■ **REQUIRED TASK**
Reproduce the material below line by line, beginning with its first line and ending with the line that contains "top-0 left-0 z-10"; leave out pictures.

— START GIVEN MATERIAL —

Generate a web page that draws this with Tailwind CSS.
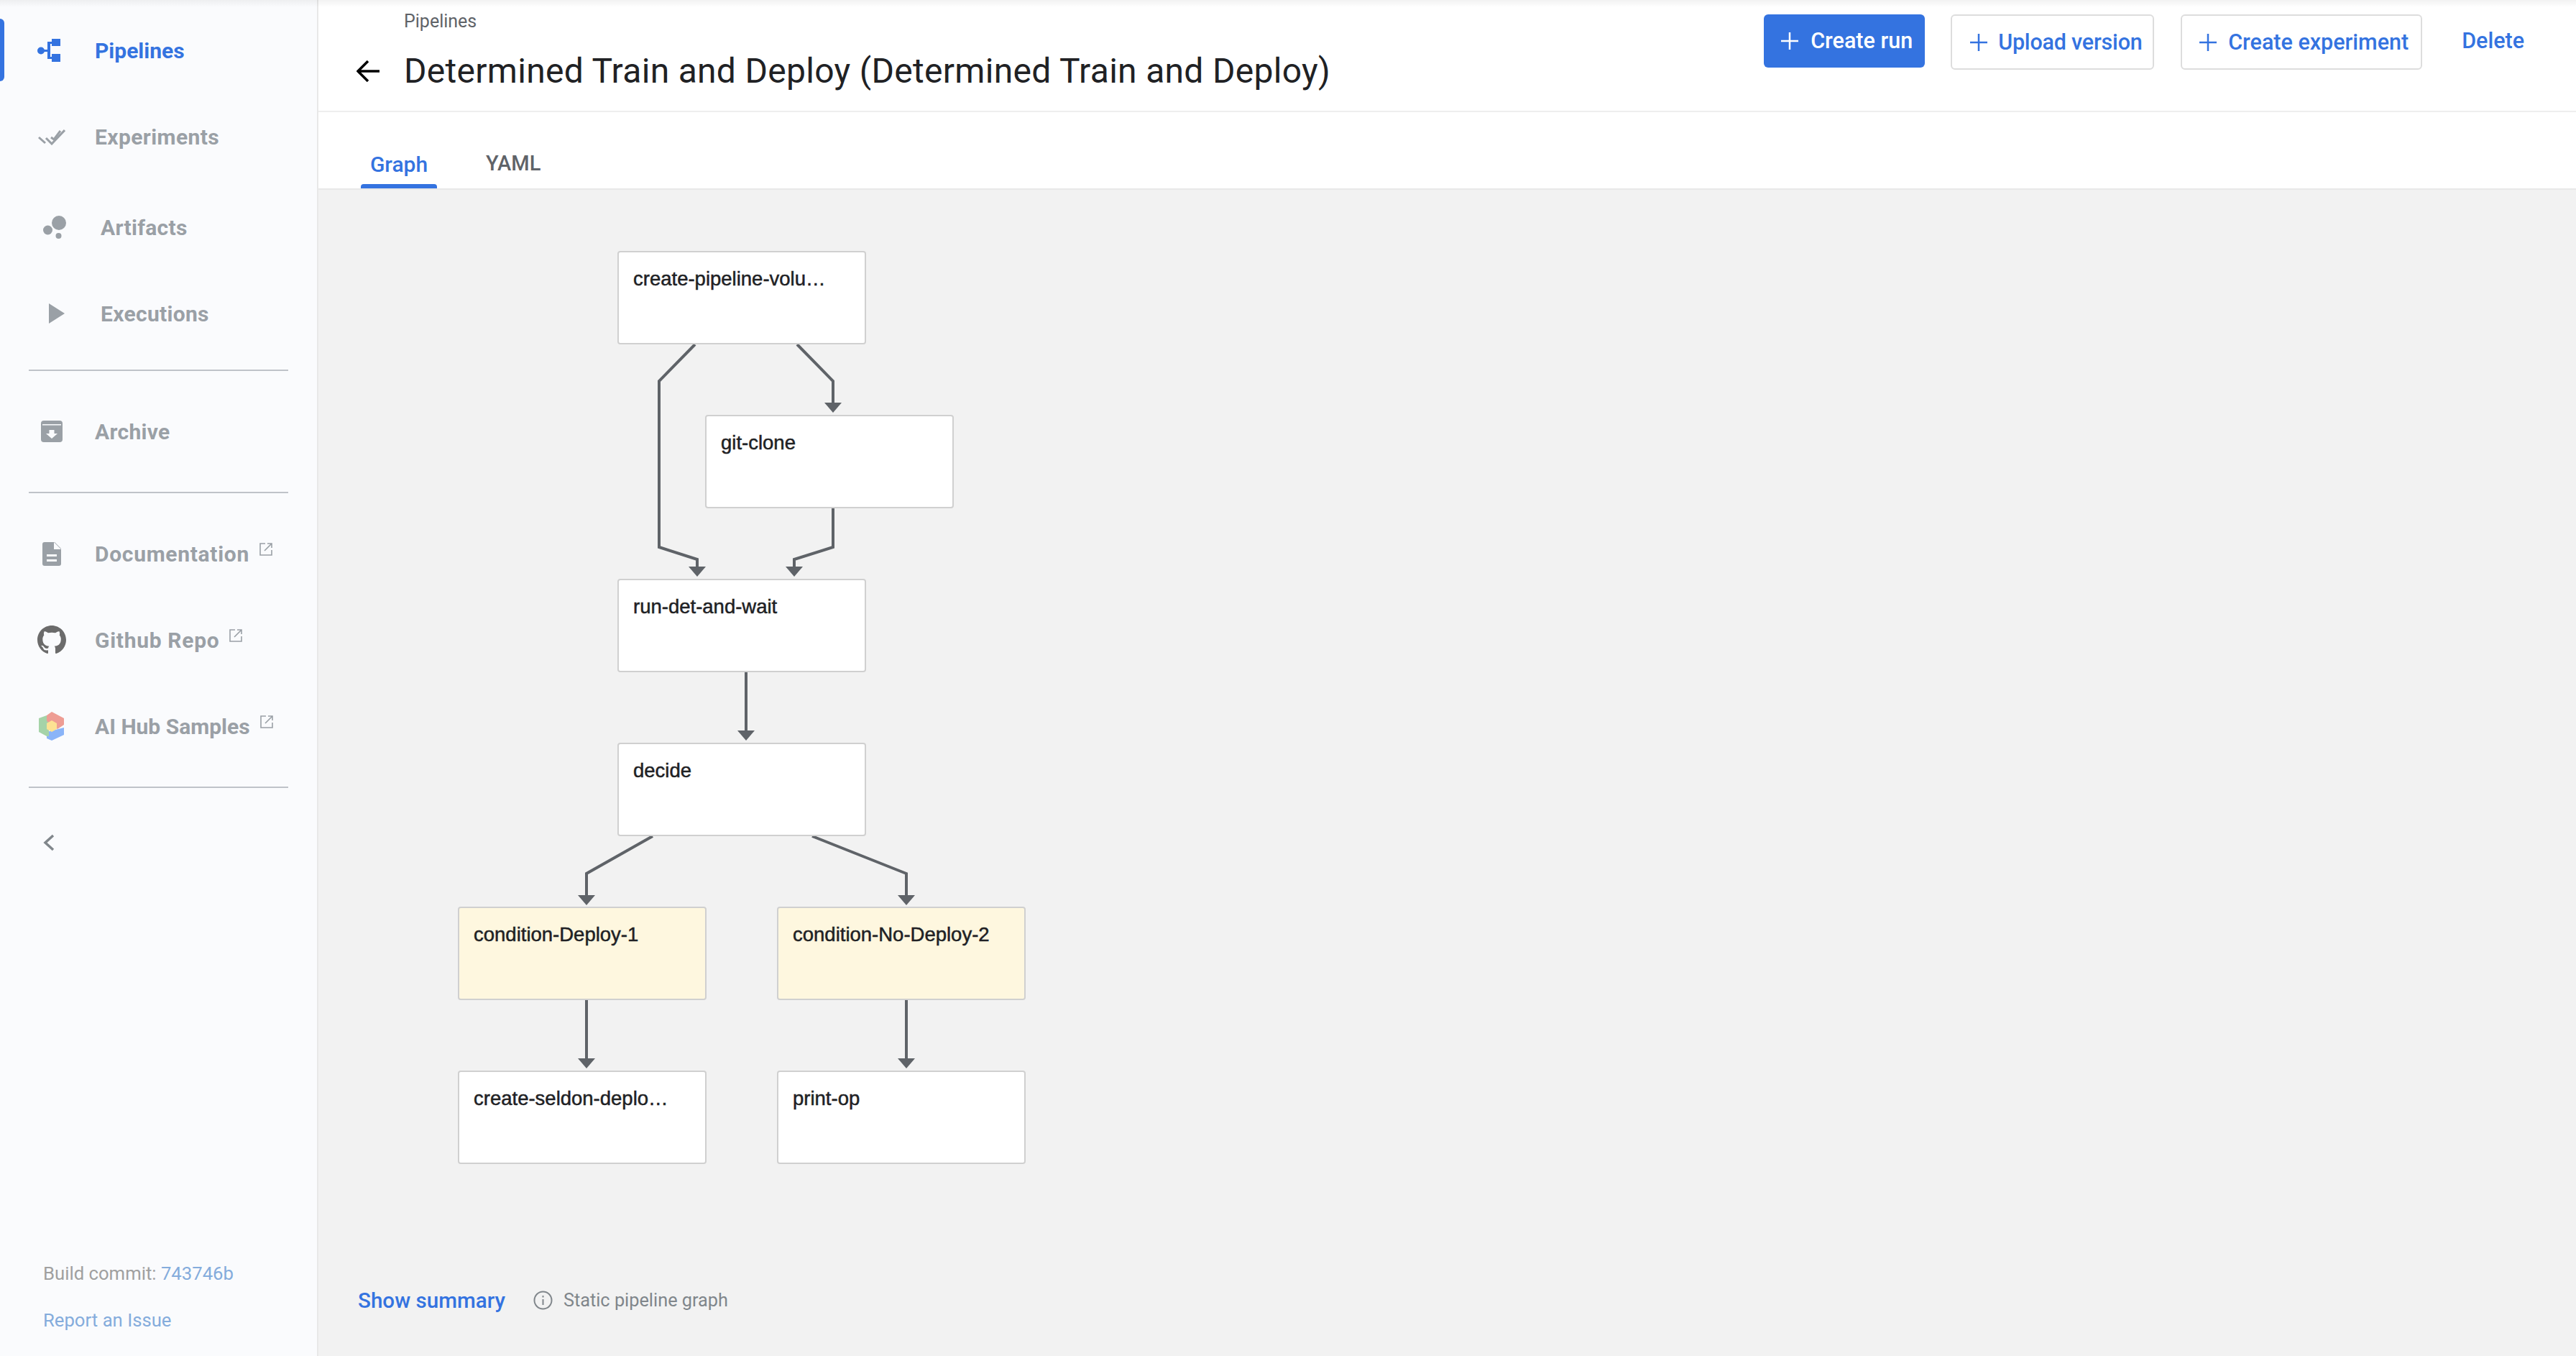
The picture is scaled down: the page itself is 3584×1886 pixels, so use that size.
<!DOCTYPE html>
<html>
<head>
<meta charset="utf-8">
<title>Determined Train and Deploy</title>
<script src="https://cdn.jsdelivr.net/npm/@tailwindcss/browser@4"></script>
</head>
<body class="font-['Roboto',sans-serif] bg-white">
<div class="relative flex h-[1886px] w-[3584px] overflow-hidden">

  <!-- top shadow -->
  <div class="absolute top-0 left-0 z-10 h-[10px] w-full bg-linear-to-b from-black/5 to-transparent"></div>

  <!-- sidebar -->
  <aside class="relative flex h-full w-[443px] shrink-0 flex-col justify-between border-r-2 border-[#e8e8e8] bg-[#fafbfd] text-[30px] font-bold text-[#9aa0a6]">
    <div class="absolute top-[26px] left-0 h-[87px] w-[6px] rounded-r-md bg-[#3473e0]"></div>
    <nav class="pt-[10px]">
      <div class="flex h-[120px] items-center text-[#3473e0]">
        <div class="w-[132px] shrink-0 pl-[52px]">
          <svg class="block" width="32" height="32" viewBox="0 0 32 32" fill="#3473e0">
            <circle cx="5" cy="16.5" r="5"/>
            <rect x="8" y="15" width="8" height="3"/>
            <rect x="14" y="4" width="4" height="24"/>
            <rect x="14" y="4" width="8" height="3"/>
            <rect x="14" y="25" width="8" height="3"/>
            <rect x="20" y="0" width="12" height="10"/>
            <rect x="20" y="21" width="12" height="11"/>
          </svg>
        </div>
        <span>Pipelines</span>
      </div>
      <div class="flex h-[120px] items-center">
        <div class="w-[132px] shrink-0 pl-[53px]">
          <svg class="block" width="38" height="23" viewBox="0 0 38 23" fill="none" stroke="#9aa0a6" stroke-width="3">
            <path d="M1 12l9 8"/>
            <path d="M11 13l8 8L37 2"/>
            <path d="M18 12l4 3L31 3"/>
          </svg>
        </div>
        <span class="tracking-[0.4px]">Experiments</span>
      </div>
      <div class="mt-[6px] flex h-[120px] items-center">
        <div class="w-[140px] shrink-0 pl-[60px]">
          <svg class="block" width="32" height="32" viewBox="0 0 32 32" fill="#9aa0a6">
            <ellipse cx="22" cy="10" rx="10" ry="10"/>
            <circle cx="6.5" cy="20" r="6.5"/>
            <circle cx="21.5" cy="28" r="4"/>
          </svg>
        </div>
        <span class="tracking-[0.3px]">Artifacts</span>
      </div>
      <div class="flex h-[120px] items-center">
        <div class="w-[140px] shrink-0 pl-[68px]">
          <svg class="block" width="22" height="28" viewBox="0 0 22 28" fill="#9aa0a6"><path d="M0 0l22 14L0 28z"/></svg>
        </div>
        <span class="tracking-[0.3px]">Executions</span>
      </div>
      <div class="mx-[40px] mt-[18px] h-[2px] bg-[#bfc3c9]"></div>
      <div class="mt-[24px] flex h-[120px] items-center">
        <div class="w-[132px] shrink-0 pl-[57px]">
          <svg class="block" width="30" height="30" viewBox="0 0 30 30">
            <rect width="30" height="30" rx="4" fill="#9aa0a6"/>
            <rect x="2" y="5" width="26" height="1.5" fill="#fafbfd"/>
            <path d="M11.5 13h7v5h4.5l-8 7-8-7h4.500z" fill="#fafbfd"/>
          </svg>
        </div>
        <span class="tracking-[0.3px]">Archive</span>
      </div>
      <div class="mx-[40px] mt-[24px] h-[2px] bg-[#bfc3c9]"></div>
      <div class="mt-[24px] flex h-[120px] items-center">
        <div class="w-[132px] shrink-0 pl-[59px]">
          <svg class="block" width="26" height="33" viewBox="0 0 26 33">
            <path d="M3 0h14l9 9v21a3 3 0 0 1-3 3H3a3 3 0 0 1-3-3V3a3 3 0 0 1 3-3z" fill="#9aa0a6"/>
            <path d="M16 0v10h10" fill="#fafbfd"/>
            <rect x="6" y="17" width="14" height="3" fill="#fafbfd"/>
            <rect x="6" y="24" width="14" height="3" fill="#fafbfd"/>
          </svg>
        </div>
        <span class="tracking-[0.7px]">Documentation</span>
        <svg class="mb-[12px] ml-[14px]" width="18" height="18" viewBox="0 0 18 18" fill="none" stroke="#9aa0a6" stroke-width="1.6"><path d="M8 1H1v16h16v-7M7 11L17 1M11 1h6v6"/></svg>
      </div>
      <div class="flex h-[120px] items-center">
        <div class="w-[132px] shrink-0 pl-[52px]">
          <svg class="block" width="40" height="40" viewBox="0 0 16 16" fill="#6b6b6b"><path d="M8 0C3.58 0 0 3.58 0 8c0 3.54 2.29 6.53 5.470 7.590.4.070.55-.17.55-.38 0-.19-.01-.82-.01-1.490-2.010.37-2.530-.49-2.690-.94-.09-.23-.48-.94-.82-1.130-.28-.15-.68-.52-.01-.53.63-.01 1.080.58 1.230.82.72 1.210 1.870.87 2.330.66.07-.52.28-.87.51-1.070-1.780-.2-3.640-.89-3.640-3.950 0-.87.31-1.590.82-2.150-.08-.2-.36-1.020.08-2.120 0 0 .67-.21 2.200.82.64-.18 1.320-.27 2-.27.68 0 1.360.09 2 .27 1.530-1.040 2.200-.82 2.200-.82.44 1.100.16 1.920.08 2.120.51.56.82 1.270.82 2.150 0 3.070-1.870 3.750-3.650 3.950.29.25.54.73.54 1.480 0 1.070-.01 1.930-.01 2.200 0 .21.15.46.55.38A8.013 8.013 0 0 0 16 8c0-4.420-3.580-8-8-8z"/></svg>
        </div>
        <span class="tracking-[0.7px]">Github Repo</span>
        <svg class="mb-[12px] ml-[14px]" width="18" height="18" viewBox="0 0 18 18" fill="none" stroke="#9aa0a6" stroke-width="1.6"><path d="M8 1H1v16h16v-7M7 11L17 1M11 1h6v6"/></svg>
      </div>
      <div class="flex h-[120px] items-center">
        <div class="w-[132px] shrink-0 pl-[54px]">
          <svg class="block" width="36" height="40" viewBox="0 0 36 40">
            <path d="M11 28l24-6v10l-17 8-7-3z" fill="#8ab4f8"/>
            <path d="M0 9l11-4 3 6v23l-3 0L0 28z" fill="#a5d3a8"/>
            <path d="M11 5l7-5 17 9v9l-9 6-15-11z" fill="#ee9d94"/>
            <path d="M11 16l7-4 7 4v8l-7 4-7-4z" fill="#fde293"/>
          </svg>
        </div>
        <span>AI Hub Samples</span>
        <svg class="mb-[12px] ml-[14px]" width="18" height="18" viewBox="0 0 18 18" fill="none" stroke="#9aa0a6" stroke-width="1.6"><path d="M8 1H1v16h16v-7M7 11L17 1M11 1h6v6"/></svg>
      </div>
      <div class="mx-[40px] mt-[24px] h-[2px] bg-[#bfc3c9]"></div>
      <div class="mt-[46px] flex h-[60px] items-center pl-[60px]">
        <svg width="16" height="24" viewBox="0 0 16 24" fill="none" stroke="#80868b" stroke-width="3.500"><path d="M14 2L3 12l11 10"/></svg>
      </div>
    </nav>
    <div class="pb-[35px] pl-[60px] text-[25.7px] font-normal">
      <div class="leading-[30px] text-[#a0a0a0]">Build commit: <span class="text-[#84acdc]">743746b</span></div>
      <div class="mt-[35px] leading-[30px] text-[#84acdc]">Report an Issue</div>
    </div>
  </aside>

  <!-- main -->
  <main class="flex h-full min-w-0 flex-1 flex-col">
    <header class="flex h-[156px] shrink-0 justify-between border-b-2 border-[#eeeeee] bg-white">
      <div class="pl-[53px]">
        <div class="pt-[15px] pl-[66px] text-[25px] leading-[30px] text-[#5f6368]">Pipelines</div>
        <div class="mt-[24px] flex items-center">
          <svg class="mr-[34px]" width="32" height="30" viewBox="0 0 32 30" fill="none" stroke="#000" stroke-width="3.500"><path d="M32 15H3M16 1L2 15l14 14"/></svg>
          <h1 class="text-[48px] leading-[60px] font-normal tracking-[0.3px] text-[#202124]">Determined Train and Deploy (Determined Train and Deploy)</h1>
        </div>
      </div>
      <div class="flex items-start pt-[20px] pr-[72px] text-[30.5px] font-medium text-[#3473e0]">
        <button class="flex h-[74px] w-[224px] items-center rounded-md bg-[#3473e0] pl-[24px] text-white">
          <svg class="mr-[17px]" width="24" height="24" viewBox="0 0 24 24" stroke="#fff" stroke-width="2.500"><path d="M12 0v24M0 12h24"/></svg>Create run
        </button>
        <button class="ml-[36px] flex h-[77px] w-[283px] items-center rounded-md border-2 border-[#dddddd] pl-[25px] tracking-[-0.2px]">
          <svg class="mr-[15px]" width="24" height="24" viewBox="0 0 24 24" stroke="#3473e0" stroke-width="2.500"><path d="M12 0v24M0 12h24"/></svg>Upload version
        </button>
        <button class="ml-[37px] flex h-[77px] w-[336px] items-center rounded-md border-2 border-[#dddddd] pl-[24px]">
          <svg class="mr-[16px]" width="24" height="24" viewBox="0 0 24 24" stroke="#3473e0" stroke-width="2.500"><path d="M12 0v24M0 12h24"/></svg>Create experiment
        </button>
        <button class="ml-[55px] h-[74px]">Delete</button>
      </div>
    </header>

    <div class="flex h-[108px] shrink-0 items-end gap-[68px] border-b-2 border-[#e8e8e8] bg-white pl-[59px] text-[30px] font-medium">
      <div class="relative flex h-[106px] w-[106px] items-center justify-center pt-[38px] text-[#3473e0]">Graph
        <div class="absolute bottom-0 left-0 h-[6px] w-full rounded-t-sm bg-[#3473e0]"></div>
      </div>
      <div class="flex h-[106px] items-center pt-[38px] text-[29px] text-[#5f6368]">YAML</div>
    </div>

    <section class="relative min-h-0 flex-1 bg-[#f2f2f2]">
      <!-- section origin is (443,264) -->
      <svg class="absolute top-0 left-0" width="1100" height="1400" viewBox="443 264 1100 1400" fill="none">
        <g stroke="#5f6368" stroke-width="4">
          <path d="M967 479L917 530V761L970 778V790"/>
          <path d="M1109 479L1159 530V562"/>
          <path d="M1159 707V761L1105 778V790"/>
          <path d="M1038 935V1018"/>
          <path d="M908 1163L816 1215V1247"/>
          <path d="M1130 1163L1261 1215V1247"/>
          <path d="M816 1391V1474"/>
          <path d="M1261 1391V1474"/>
        </g>
        <g fill="#5f6368">
          <path d="M958 788h24l-12 14z"/>
          <path d="M1093 788h24l-12 14z"/>
          <path d="M1147 560h24l-12 14z"/>
          <path d="M1026 1016h24l-12 14z"/>
          <path d="M804 1245h24l-12 14z"/>
          <path d="M1249 1245h24l-12 14z"/>
          <path d="M804 1472h24l-12 14z"/>
          <path d="M1249 1472h24l-12 14z"/>
        </g>
      </svg>

      <div class="absolute top-[85px] left-[416px] h-[130px] w-[346px] rounded-[4px] border-2 border-[#d0d0d0] bg-white pt-[21px] pl-[20px] font-['Liberation_Sans',sans-serif] text-[27.5px] leading-[32px] text-[#202124] [-webkit-text-stroke:0.5px_#202124]">create-pipeline-volu…</div>
      <div class="absolute top-[313px] left-[538px] h-[130px] w-[346px] rounded-[4px] border-2 border-[#d0d0d0] bg-white pt-[21px] pl-[20px] font-['Liberation_Sans',sans-serif] text-[27.5px] leading-[32px] text-[#202124] [-webkit-text-stroke:0.5px_#202124]">git-clone</div>
      <div class="absolute top-[541px] left-[416px] h-[130px] w-[346px] rounded-[4px] border-2 border-[#d0d0d0] bg-white pt-[21px] pl-[20px] font-['Liberation_Sans',sans-serif] text-[27.5px] leading-[32px] text-[#202124] [-webkit-text-stroke:0.5px_#202124]">run-det-and-wait</div>
      <div class="absolute top-[769px] left-[416px] h-[130px] w-[346px] rounded-[4px] border-2 border-[#d0d0d0] bg-white pt-[21px] pl-[20px] font-['Liberation_Sans',sans-serif] text-[27.5px] leading-[32px] text-[#202124] [-webkit-text-stroke:0.5px_#202124]">decide</div>
      <div class="absolute top-[997px] left-[194px] h-[130px] w-[346px] rounded-[4px] border-2 border-[#d0d0d0] bg-[#fef7df] pt-[21px] pl-[20px] font-['Liberation_Sans',sans-serif] text-[27.5px] leading-[32px] text-[#202124] [-webkit-text-stroke:0.5px_#202124]">condition-Deploy-1</div>
      <div class="absolute top-[997px] left-[638px] h-[130px] w-[346px] rounded-[4px] border-2 border-[#d0d0d0] bg-[#fef7df] pt-[21px] pl-[20px] font-['Liberation_Sans',sans-serif] text-[27.5px] leading-[32px] text-[#202124] [-webkit-text-stroke:0.5px_#202124]">condition-No-Deploy-2</div>
      <div class="absolute top-[1225px] left-[194px] h-[130px] w-[346px] rounded-[4px] border-2 border-[#d0d0d0] bg-white pt-[21px] pl-[20px] font-['Liberation_Sans',sans-serif] text-[27.5px] leading-[32px] text-[#202124] [-webkit-text-stroke:0.5px_#202124]">create-seldon-deplo…</div>
      <div class="absolute top-[1225px] left-[638px] h-[130px] w-[346px] rounded-[4px] border-2 border-[#d0d0d0] bg-white pt-[21px] pl-[20px] font-['Liberation_Sans',sans-serif] text-[27.5px] leading-[32px] text-[#202124] [-webkit-text-stroke:0.5px_#202124]">print-op</div>

      <!-- footer of the graph -->
      <div class="absolute bottom-[55px] left-[55px] flex items-center">
        <span class="text-[29.6px] font-medium text-[#3473e0]">Show summary</span>
        <svg class="mr-[15px] ml-[39px]" width="27" height="27" viewBox="0 0 27 27" fill="none" stroke="#80868b" stroke-width="2"><circle cx="13.500" cy="13.500" r="12"/><path d="M13.500 12v8M13.500 7v2.500"/></svg>
        <span class="text-[25.3px] text-[#80868b]">Static pipeline graph</span>
      </div>
    </section>
  </main>
</div>
</body>
</html>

— END GIVEN MATERIAL —

■ **RESPONSE TO THIS TASK**
Generate a web page that draws this with Tailwind CSS.
The picture is scaled down: the page itself is 3584×1886 pixels, so use that size.
<!DOCTYPE html>
<html>
<head>
<meta charset="utf-8">
<title>Determined Train and Deploy</title>
<script src="https://cdn.jsdelivr.net/npm/@tailwindcss/browser@4"></script>
</head>
<body class="font-['Roboto',sans-serif] bg-white">
<div class="relative flex h-[1886px] w-[3584px] overflow-hidden">

  <!-- top shadow -->
  <div class="absolute top-0 left-0 z-10 h-[10px] w-full bg-linear-to-b from-black/5 to-transparent"></div>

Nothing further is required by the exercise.